In 1912, Lilian, whom had by this time married and taken the name Tennant, illustrated a collection of popular folk tales compiled by Elizabeth Louisa Hoskyn, published by Adam and Charles Black. A scene of the historical or mythological tales filled the outlines of the country they originated from – the heroic Joan of Arc in France [FR3221], the voyages of discovery in Iceland of Leif Erikson and Erik the Red [SCAN2467], and Tsaritsa Natalya protecting her son Peter (the Great) from an attacking Cossack [RUS2523].
Shurtleff was a painter and illustrator who attended the Boston School of art in the early 20th Century. A mention must also be made of the distinctive Art Deco border featuring fish and sea life around the map, designed by Elizabeth McMillin, niece of Helen McMillin, who is given credit as co-creator of the map on a cartouche on the upper centre of the Bermuda map.
Shurtleff’s map of Bermuda is often cited as one of the great archetypes of the Golden Age of pictorial maps in the 1920s and 30s. Her map of Bermuda was heavily influenced by Olsen and Clark’s pictorial maps of Washington, Boston and Philadelphia for the publishers Houghton and Mifflin and they in turn had looked to Macdonald Gill in London for their inspiration. Although Bermuda is not Elizabeth’s first map, (New Hampshire in 1926) it is probably her most memorable. [WIND4175]

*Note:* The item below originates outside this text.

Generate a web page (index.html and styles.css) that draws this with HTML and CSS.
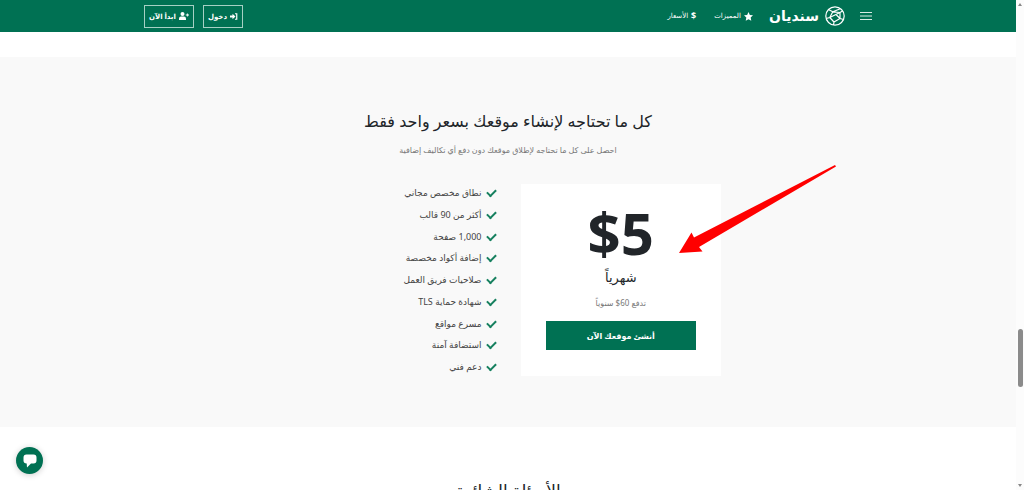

The gloriously illustrated Art-Deco pictorial celestial map dated circa 1935 includes instructions for use and how to identify constellations in the night sky again displays her bold, graphic style and striking use of colour. [CELEST1182]
There are many, many names to add to this cartographic timeline of female mapmakers, publishers, engravers and map innovators throughout history. We look forward to learning about more of these inspiring women, their stories and contributions to cartography, and acquiring their work in The Map House collection.